Das bedeutet, die, die sich bislang nicht getraut haben, weil ihr Hund vielleicht nicht die nötige Arbeitsbereitschaft mitbringt, finden plötzlich auch im Sport ihren Platz. Und das ist doch schön.„Ich liebe an Rally Obedience den gewollt kameradschaftlichen lieben Umgang zwischen Mensch und Hund“, erklärt Claudia Tinnappel, Leistungsrichterin der ersten Stunde in Deutschland. Durch die Rassevielfalt starten beim Rally Obedience viele Hunde, die durch fehlende Arbeitsmotivation in anderen Sportarten keine Chance hätten. Beim Rally Obedience ist alles möglich, wenn der Hundeführer weiß, wie er seinen Hund motiviert und bei Laune hält.
Konkurrenzdenken Fehlanzeige!
Jedem Besucher eines Rally Obedience Turniers fällt eines sofort auf: Die Gemeinschaft ist füreinander und nicht gegeneinander. Jeder Turnierteilnehmer gönnt seinen Mitstreitern den Sieg und freut sich mit den anderen Hundeführern über einen erfolgreichen Lauf.

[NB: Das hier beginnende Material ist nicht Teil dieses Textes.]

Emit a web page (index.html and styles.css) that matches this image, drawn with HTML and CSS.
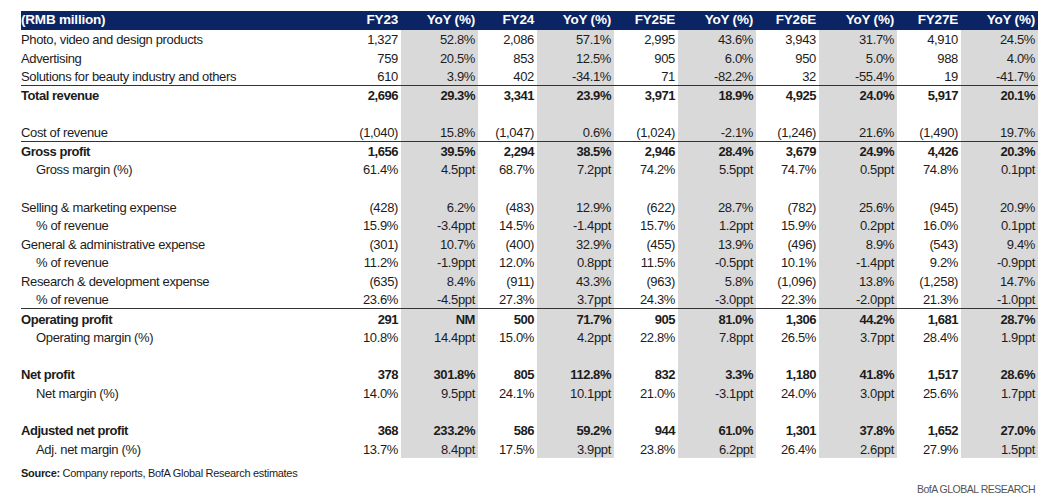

Jeder Teilnehmer weiß auch, dass in diesem Sport nicht immer nur einfach zu erziehende Hunde zu finden sind, sondern auch Quereinsteiger, körperlich beeinträchtigte Hunde und welche aus dem Tierschutz starten können. Dieses Gemeinschaftsgefühl ist wirklich einzigartig und erleichtert jedem Hundebesitzer seinen eigenen Einstieg in den Hundesport.
Verschiedene Leistungsklassen
Für eine faire Bewertung gibt es vier Leistungsklassen. In der Beginnerklasse fängt man an. In einem Turnierlauf startet das Team, unabhängig welcher Klasse, immer mit 100 Punkten. Für jeden Fehler im Parcours werden dem Team Punkte abgezogen. Die verbleibende Punktezahl entscheidet dann über den Turniersieg. Beenden zwei Starter punktgleich, siegt die schnellere Zeit der Parcoursbewältigung.
Erreicht ein Team 90 Punkte ist das ein „Vorzüglich“. Das berechtigt zum Start in der nächst höheren Klasse. Den Aufstieg, der immer auch freiwillig ist, erreicht man alternativ auch mit dreimal 70 Punkten. Nach der Beginnerklasse kommen die Leistungsklassen 1 bis 3. Für alle Hunde ab acht Jahren gibt es die Seniorenklasse, in der es weniger Linkswendungen und keine Sprünge gibt, weil ältere Hunde oft gesundheitliche Einschränkungen haben. So kann ein Hund im Rally Obedience lange aktiv geführt werden.
Keine Voraussetzungen notwendig
Da man für den Start auf einem Rally Obedience Turnier aktuell noch keine Vereinszugehörigkeit und keine Eignungsprüfung, wie die Begleithundprüfung benötigt, können auch Privatpersonen starten. Viele Hundeschulen bieten deshalb Rally Obedience Kurse an und öffnen den Hundebesitzern so den Einstieg in den Hundesport. Nach ein wenig Training ist der Start in der Beginnerklasse auf jeden Fall möglich!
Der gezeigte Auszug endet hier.